Aquella noche, madrugada ya, lejana, ¡muy lejana!, él y yo cómplices de años, historias y proyectos, aguardábamos, en silencios, rotos en dolor, miradas y suspiros, el autobús que nos separaría para siempre. Era negra noche de truenos cabalgando en mil rayos por el cielo. En un tris, la hora de partida. Una plaza. Solo una en aquel insólito autobús. Sube él. Un ardiente beso como despedida y un adiós sin palabras que apaga, en un tris, el universo de sueños de un abrazo sostenido en tantos años... Muchos años. A pie de tablas, sola, acariciaba en vilo y en nostálgica sonrisa, la cálida huella de aquel beso, mientras caía definitivamente el telón. El autobús se alejaba y la lluvia persistía. Ella, estática, mientras el paraguas chorreaba y la soledad de aquella estación era como un vaho frío que la helaba, como estatua, tocada por la magia de un hada buena, despertaba como a un grito del universo: la vida también persistía.

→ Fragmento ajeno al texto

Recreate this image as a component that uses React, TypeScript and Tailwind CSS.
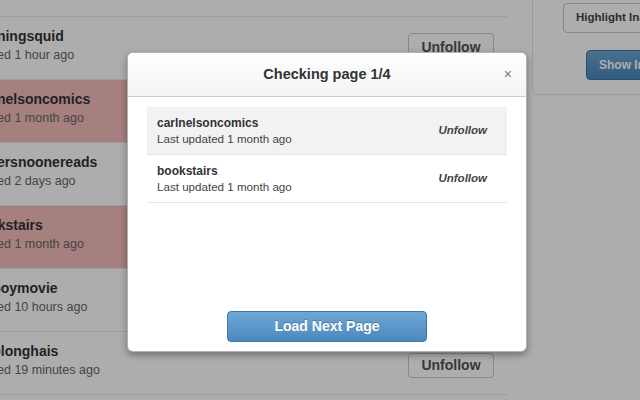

Y fue un treinta de abril de hace ya treinta y un años, cuando la primavera verdeaba horizontes, cuando pájaros emigrantes incubaban ya en sus viejos nidos, cuando los días se alargaban en horas de paseos, en horas de amores, cuando a solas con mis hijos adolescentes en nuestra casa, en la que un sillón parecía demandar calor, cuando en silencio lloraba aquella inmensa orfandad, mi hijo, de prematura juventud, adivinando mis ocultos pensamientos, cogiéndome una mano, exclamó: ¡Nunca, nunca vas a estar sola, mamá! Y coreando mis hijas repitieron: ¡Claro que no! ¡Treinta y un años, muchos años! Pero como un conjuro, las palabras de mis hijos, puedo decirlo hoy, han sido, son realidad. Nunca podré olvidar aquel treinta de abril, pero doy gracias a Dios, porque renació la vida, renacieron ilusiones, momentos de felicidad, cánticos de alegría; también días, grises, negros, pero ellos mis hijos, hijos de un hombre bueno que se nos fue en madrugada de primavera, sin palabras, con hechos, me siguen repitiendo: nunca estarás sola, mamá.